TASK PROMPT: Omit all images. Write out the rest of the material exactly.

[Records with interface code]
****

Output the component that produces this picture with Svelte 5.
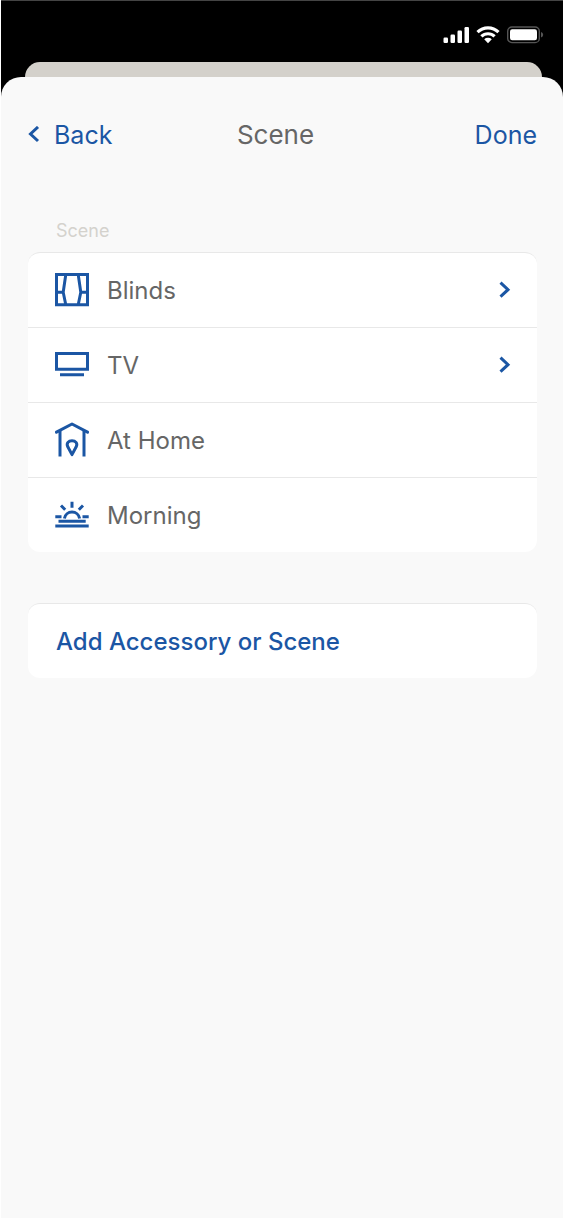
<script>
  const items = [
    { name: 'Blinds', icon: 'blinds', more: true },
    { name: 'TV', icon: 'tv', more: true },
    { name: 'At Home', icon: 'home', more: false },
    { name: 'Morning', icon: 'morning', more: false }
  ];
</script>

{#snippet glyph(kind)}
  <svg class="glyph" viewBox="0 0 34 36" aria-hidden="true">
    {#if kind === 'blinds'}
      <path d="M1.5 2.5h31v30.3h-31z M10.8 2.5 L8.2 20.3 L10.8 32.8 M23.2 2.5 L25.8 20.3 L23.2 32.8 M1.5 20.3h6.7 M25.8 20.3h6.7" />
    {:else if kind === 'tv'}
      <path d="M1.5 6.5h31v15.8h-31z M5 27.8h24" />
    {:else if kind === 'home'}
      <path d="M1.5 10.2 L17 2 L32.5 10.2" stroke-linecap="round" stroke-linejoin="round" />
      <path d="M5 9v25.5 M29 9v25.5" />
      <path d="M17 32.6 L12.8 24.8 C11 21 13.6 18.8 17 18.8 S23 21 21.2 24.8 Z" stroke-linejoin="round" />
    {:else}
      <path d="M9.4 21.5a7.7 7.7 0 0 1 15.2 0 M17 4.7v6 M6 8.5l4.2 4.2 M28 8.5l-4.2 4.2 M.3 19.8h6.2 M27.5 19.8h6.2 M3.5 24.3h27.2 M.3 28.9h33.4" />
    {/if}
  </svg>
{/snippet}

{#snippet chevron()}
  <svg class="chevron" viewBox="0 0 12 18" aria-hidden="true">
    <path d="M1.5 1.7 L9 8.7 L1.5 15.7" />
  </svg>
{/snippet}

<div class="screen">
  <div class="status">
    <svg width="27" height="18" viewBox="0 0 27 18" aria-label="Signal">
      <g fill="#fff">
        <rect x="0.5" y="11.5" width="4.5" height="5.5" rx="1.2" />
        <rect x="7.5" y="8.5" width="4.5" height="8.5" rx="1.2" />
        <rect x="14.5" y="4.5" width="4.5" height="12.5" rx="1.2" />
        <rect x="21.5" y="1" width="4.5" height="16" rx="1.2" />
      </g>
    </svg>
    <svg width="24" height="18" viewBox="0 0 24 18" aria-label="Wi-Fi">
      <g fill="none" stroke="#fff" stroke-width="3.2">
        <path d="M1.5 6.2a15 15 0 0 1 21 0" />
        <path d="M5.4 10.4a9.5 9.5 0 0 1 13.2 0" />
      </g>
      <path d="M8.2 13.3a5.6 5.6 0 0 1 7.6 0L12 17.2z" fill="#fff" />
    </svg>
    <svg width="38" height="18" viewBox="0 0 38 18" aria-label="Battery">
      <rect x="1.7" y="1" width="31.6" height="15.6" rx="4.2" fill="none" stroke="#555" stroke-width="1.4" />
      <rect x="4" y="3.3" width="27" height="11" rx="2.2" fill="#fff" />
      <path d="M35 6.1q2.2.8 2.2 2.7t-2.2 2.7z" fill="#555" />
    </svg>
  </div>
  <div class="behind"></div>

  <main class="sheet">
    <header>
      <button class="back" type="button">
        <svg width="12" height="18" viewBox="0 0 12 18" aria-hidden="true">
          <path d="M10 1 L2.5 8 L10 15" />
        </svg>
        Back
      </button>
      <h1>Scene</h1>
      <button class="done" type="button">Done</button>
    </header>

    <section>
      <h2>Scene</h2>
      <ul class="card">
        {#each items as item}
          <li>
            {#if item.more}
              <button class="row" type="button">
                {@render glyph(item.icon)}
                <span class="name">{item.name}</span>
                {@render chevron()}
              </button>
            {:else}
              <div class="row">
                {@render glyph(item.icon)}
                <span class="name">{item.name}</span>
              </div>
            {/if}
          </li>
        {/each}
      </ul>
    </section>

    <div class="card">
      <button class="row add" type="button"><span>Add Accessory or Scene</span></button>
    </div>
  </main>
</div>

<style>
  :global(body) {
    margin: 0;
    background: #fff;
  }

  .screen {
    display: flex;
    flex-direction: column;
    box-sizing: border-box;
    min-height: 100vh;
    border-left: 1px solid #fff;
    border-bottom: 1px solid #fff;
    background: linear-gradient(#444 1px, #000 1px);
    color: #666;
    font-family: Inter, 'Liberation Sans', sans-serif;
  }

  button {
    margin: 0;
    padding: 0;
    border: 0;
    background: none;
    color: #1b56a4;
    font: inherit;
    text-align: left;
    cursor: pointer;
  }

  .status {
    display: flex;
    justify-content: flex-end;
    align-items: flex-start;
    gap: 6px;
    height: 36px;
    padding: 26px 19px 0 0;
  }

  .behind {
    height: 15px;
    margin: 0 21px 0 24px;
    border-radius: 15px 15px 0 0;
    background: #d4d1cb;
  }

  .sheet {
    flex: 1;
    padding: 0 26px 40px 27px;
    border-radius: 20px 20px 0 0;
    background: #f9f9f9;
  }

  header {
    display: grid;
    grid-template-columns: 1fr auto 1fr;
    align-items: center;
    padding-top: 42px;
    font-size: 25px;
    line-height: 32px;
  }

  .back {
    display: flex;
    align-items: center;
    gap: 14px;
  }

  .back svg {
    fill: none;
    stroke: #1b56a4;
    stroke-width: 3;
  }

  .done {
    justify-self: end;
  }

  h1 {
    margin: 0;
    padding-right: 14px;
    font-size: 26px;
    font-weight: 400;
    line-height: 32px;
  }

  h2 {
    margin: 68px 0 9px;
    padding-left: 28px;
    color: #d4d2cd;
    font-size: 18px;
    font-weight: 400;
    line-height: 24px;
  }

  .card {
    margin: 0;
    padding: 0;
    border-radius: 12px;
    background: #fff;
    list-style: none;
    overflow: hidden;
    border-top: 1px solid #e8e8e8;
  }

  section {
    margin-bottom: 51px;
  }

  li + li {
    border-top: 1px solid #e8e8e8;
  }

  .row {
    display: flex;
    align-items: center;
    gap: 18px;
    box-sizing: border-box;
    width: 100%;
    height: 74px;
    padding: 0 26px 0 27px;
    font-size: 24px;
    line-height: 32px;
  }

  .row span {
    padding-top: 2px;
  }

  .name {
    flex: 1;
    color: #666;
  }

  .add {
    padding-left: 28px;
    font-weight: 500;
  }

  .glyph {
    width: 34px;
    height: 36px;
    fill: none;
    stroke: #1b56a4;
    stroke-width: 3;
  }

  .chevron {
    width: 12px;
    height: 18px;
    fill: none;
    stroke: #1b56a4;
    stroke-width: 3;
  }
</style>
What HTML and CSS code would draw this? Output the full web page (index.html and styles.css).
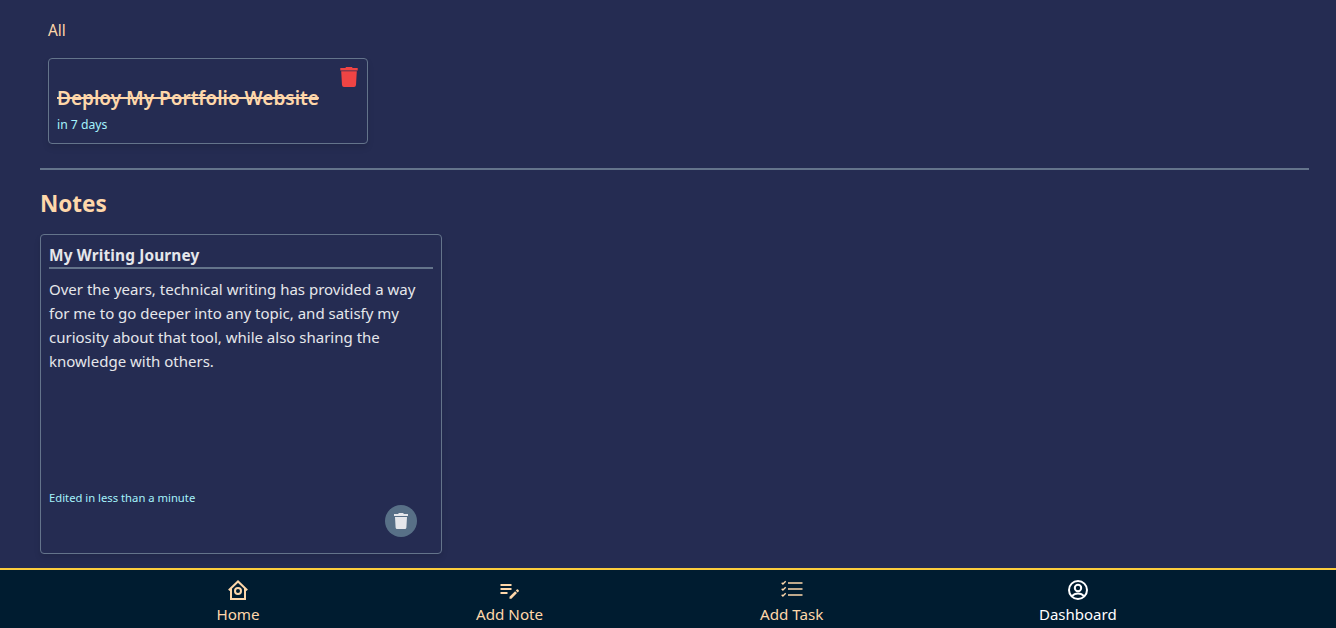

****

RESULT FOR THIS EXERCISE:
Output the component that produces this picture with Svelte 5.
<script>
  const items = [
    { name: 'Blinds', icon: 'blinds', more: true },
    { name: 'TV', icon: 'tv', more: true },
    { name: 'At Home', icon: 'home', more: false },
    { name: 'Morning', icon: 'morning', more: false }
  ];
</script>

{#snippet glyph(kind)}
  <svg class="glyph" viewBox="0 0 34 36" aria-hidden="true">
    {#if kind === 'blinds'}
      <path d="M1.5 2.5h31v30.3h-31z M10.8 2.5 L8.2 20.3 L10.8 32.8 M23.2 2.5 L25.8 20.3 L23.2 32.8 M1.5 20.3h6.7 M25.8 20.3h6.7" />
    {:else if kind === 'tv'}
      <path d="M1.5 6.5h31v15.8h-31z M5 27.8h24" />
    {:else if kind === 'home'}
      <path d="M1.5 10.2 L17 2 L32.5 10.2" stroke-linecap="round" stroke-linejoin="round" />
      <path d="M5 9v25.5 M29 9v25.5" />
      <path d="M17 32.6 L12.8 24.8 C11 21 13.6 18.8 17 18.8 S23 21 21.2 24.8 Z" stroke-linejoin="round" />
    {:else}
      <path d="M9.4 21.5a7.7 7.7 0 0 1 15.2 0 M17 4.7v6 M6 8.5l4.2 4.2 M28 8.5l-4.2 4.2 M.3 19.8h6.2 M27.5 19.8h6.2 M3.5 24.3h27.2 M.3 28.9h33.4" />
    {/if}
  </svg>
{/snippet}

{#snippet chevron()}
  <svg class="chevron" viewBox="0 0 12 18" aria-hidden="true">
    <path d="M1.5 1.7 L9 8.7 L1.5 15.7" />
  </svg>
{/snippet}

<div class="screen">
  <div class="status">
    <svg width="27" height="18" viewBox="0 0 27 18" aria-label="Signal">
      <g fill="#fff">
        <rect x="0.5" y="11.5" width="4.5" height="5.5" rx="1.2" />
        <rect x="7.5" y="8.5" width="4.5" height="8.5" rx="1.2" />
        <rect x="14.5" y="4.5" width="4.5" height="12.5" rx="1.2" />
        <rect x="21.5" y="1" width="4.5" height="16" rx="1.2" />
      </g>
    </svg>
    <svg width="24" height="18" viewBox="0 0 24 18" aria-label="Wi-Fi">
      <g fill="none" stroke="#fff" stroke-width="3.2">
        <path d="M1.5 6.2a15 15 0 0 1 21 0" />
        <path d="M5.4 10.4a9.5 9.5 0 0 1 13.2 0" />
      </g>
      <path d="M8.2 13.3a5.6 5.6 0 0 1 7.6 0L12 17.2z" fill="#fff" />
    </svg>
    <svg width="38" height="18" viewBox="0 0 38 18" aria-label="Battery">
      <rect x="1.7" y="1" width="31.6" height="15.6" rx="4.2" fill="none" stroke="#555" stroke-width="1.4" />
      <rect x="4" y="3.3" width="27" height="11" rx="2.2" fill="#fff" />
      <path d="M35 6.1q2.2.8 2.2 2.7t-2.2 2.7z" fill="#555" />
    </svg>
  </div>
  <div class="behind"></div>

  <main class="sheet">
    <header>
      <button class="back" type="button">
        <svg width="12" height="18" viewBox="0 0 12 18" aria-hidden="true">
          <path d="M10 1 L2.5 8 L10 15" />
        </svg>
        Back
      </button>
      <h1>Scene</h1>
      <button class="done" type="button">Done</button>
    </header>

    <section>
      <h2>Scene</h2>
      <ul class="card">
        {#each items as item}
          <li>
            {#if item.more}
              <button class="row" type="button">
                {@render glyph(item.icon)}
                <span class="name">{item.name}</span>
                {@render chevron()}
              </button>
            {:else}
              <div class="row">
                {@render glyph(item.icon)}
                <span class="name">{item.name}</span>
              </div>
            {/if}
          </li>
        {/each}
      </ul>
    </section>

    <div class="card">
      <button class="row add" type="button"><span>Add Accessory or Scene</span></button>
    </div>
  </main>
</div>

<style>
  :global(body) {
    margin: 0;
    background: #fff;
  }

  .screen {
    display: flex;
    flex-direction: column;
    box-sizing: border-box;
    min-height: 100vh;
    border-left: 1px solid #fff;
    border-bottom: 1px solid #fff;
    background: linear-gradient(#444 1px, #000 1px);
    color: #666;
    font-family: Inter, 'Liberation Sans', sans-serif;
  }

  button {
    margin: 0;
    padding: 0;
    border: 0;
    background: none;
    color: #1b56a4;
    font: inherit;
    text-align: left;
    cursor: pointer;
  }

  .status {
    display: flex;
    justify-content: flex-end;
    align-items: flex-start;
    gap: 6px;
    height: 36px;
    padding: 26px 19px 0 0;
  }

  .behind {
    height: 15px;
    margin: 0 21px 0 24px;
    border-radius: 15px 15px 0 0;
    background: #d4d1cb;
  }

  .sheet {
    flex: 1;
    padding: 0 26px 40px 27px;
    border-radius: 20px 20px 0 0;
    background: #f9f9f9;
  }

  header {
    display: grid;
    grid-template-columns: 1fr auto 1fr;
    align-items: center;
    padding-top: 42px;
    font-size: 25px;
    line-height: 32px;
  }

  .back {
    display: flex;
    align-items: center;
    gap: 14px;
  }

  .back svg {
    fill: none;
    stroke: #1b56a4;
    stroke-width: 3;
  }

  .done {
    justify-self: end;
  }

  h1 {
    margin: 0;
    padding-right: 14px;
    font-size: 26px;
    font-weight: 400;
    line-height: 32px;
  }

  h2 {
    margin: 68px 0 9px;
    padding-left: 28px;
    color: #d4d2cd;
    font-size: 18px;
    font-weight: 400;
    line-height: 24px;
  }

  .card {
    margin: 0;
    padding: 0;
    border-radius: 12px;
    background: #fff;
    list-style: none;
    overflow: hidden;
    border-top: 1px solid #e8e8e8;
  }

  section {
    margin-bottom: 51px;
  }

  li + li {
    border-top: 1px solid #e8e8e8;
  }

  .row {
    display: flex;
    align-items: center;
    gap: 18px;
    box-sizing: border-box;
    width: 100%;
    height: 74px;
    padding: 0 26px 0 27px;
    font-size: 24px;
    line-height: 32px;
  }

  .row span {
    padding-top: 2px;
  }

  .name {
    flex: 1;
    color: #666;
  }

  .add {
    padding-left: 28px;
    font-weight: 500;
  }

  .glyph {
    width: 34px;
    height: 36px;
    fill: none;
    stroke: #1b56a4;
    stroke-width: 3;
  }

  .chevron {
    width: 12px;
    height: 18px;
    fill: none;
    stroke: #1b56a4;
    stroke-width: 3;
  }
</style>
What HTML and CSS code would draw this? Output the full web page (index.html and styles.css).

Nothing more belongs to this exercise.